We had a very fine time together. Theme was “visions on the Pureland”: sutra-reading, walking in nature, Dharma-talks, reading-work, sharing, creativity-work, ……
We really created amazing Purelands in real and imagined.
Our sangha did grow in depth and connection.
Jnanamati leaded the retreat with a great sense of beauty, wisdom and goodness.
We had people off Belgium and the Netherlands: Katrien, Karin, Diederik, Gert, Annetta, Maïtrishima, Jnanamati and myself and we had Véronique a local people who shared some off the services.
A deep bow for all who inspired us for this retreat: Dharmavidaya off course, Satya and Kaspa and all the others off the order.
Namo Amida Bu
December 13, 2016 at 2:42 pm #900
Rev. Satya Robyn (temple host)Moderator
Such wonderful news Vajrapala. We were thinking of you all! This is how the sangha deepens and grows….

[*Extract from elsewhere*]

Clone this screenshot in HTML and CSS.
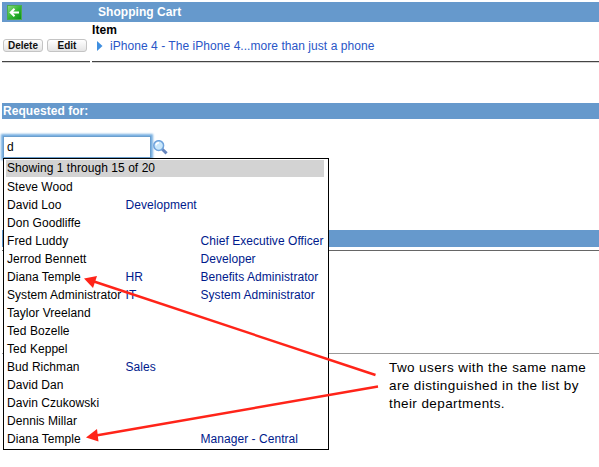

December 13, 2016 at 4:56 pm #908
Thank you for this account Vajrapala. It was a pleasure to again be invited to lead the retreat. This year I invited the group to consider, in general terms, the place of visions in our spiritual life, as well as more specifically relative to the “visions” of Sukhavati that are part of the Pure Land tradition. This lead to some reflection on how we create conditions in which a vision might arise as well as discussions about personal visions that inspire compassionate acts in the world.
Shan Tao, the seventh century Chinese sage and Pure Land ancestor was very much present as we explored this material. Shan Tao, the disciple of Tao Cho, had many visions and is particularly remembered for the commentary he wrote on the Contemplation Sutra, or Kuan Wu-Liang-Shou-Fo Ching. This commentary has been translated into English and given the title “Visions of Sukhavati”. Shan Tao’s text was significant in its influence on Honen Shonen and his awakening to the understanding that the verbal nembutsu was for all and recitation – as referred to in the 18th Vow in the Larger Sutra – the primary condition for birth in the Pure Abode, Sukhavati. Shan Tao was also a prolific painter making many images of Amida and the Pure Land.
In the space provided by the retreat we recited the Smaller (Amida Kyo) or Shorter Amitabha Sutra and the Larger Amida Sutra, Sukhavativyuha. This formed the basis from which we looked at an discussed inspiring visions. The Mahayana sutra tradition tends towards fantastic imagery, other worldly themes and expansive spiritual landscapes. The Three Pure Land Sutras are very much in this idiom. I talked about these as archetypal creations that were intended to inspire our own visions of the Pure Land rather than as literal descriptions of a pure abode. For two people in the group such imagery held little meaning as sources of inspiration for others the sutras enriched the relationship to the Pure Land teaching and simple practice of nembutsu. One thing that one might be said in this context is that the recitation of these sutra’s can be as much an action demonstrating ones gratitude for the place they have in keeping the tradition alive as they are objects of devotion and accounts of the story of Amida’s salvific awakening.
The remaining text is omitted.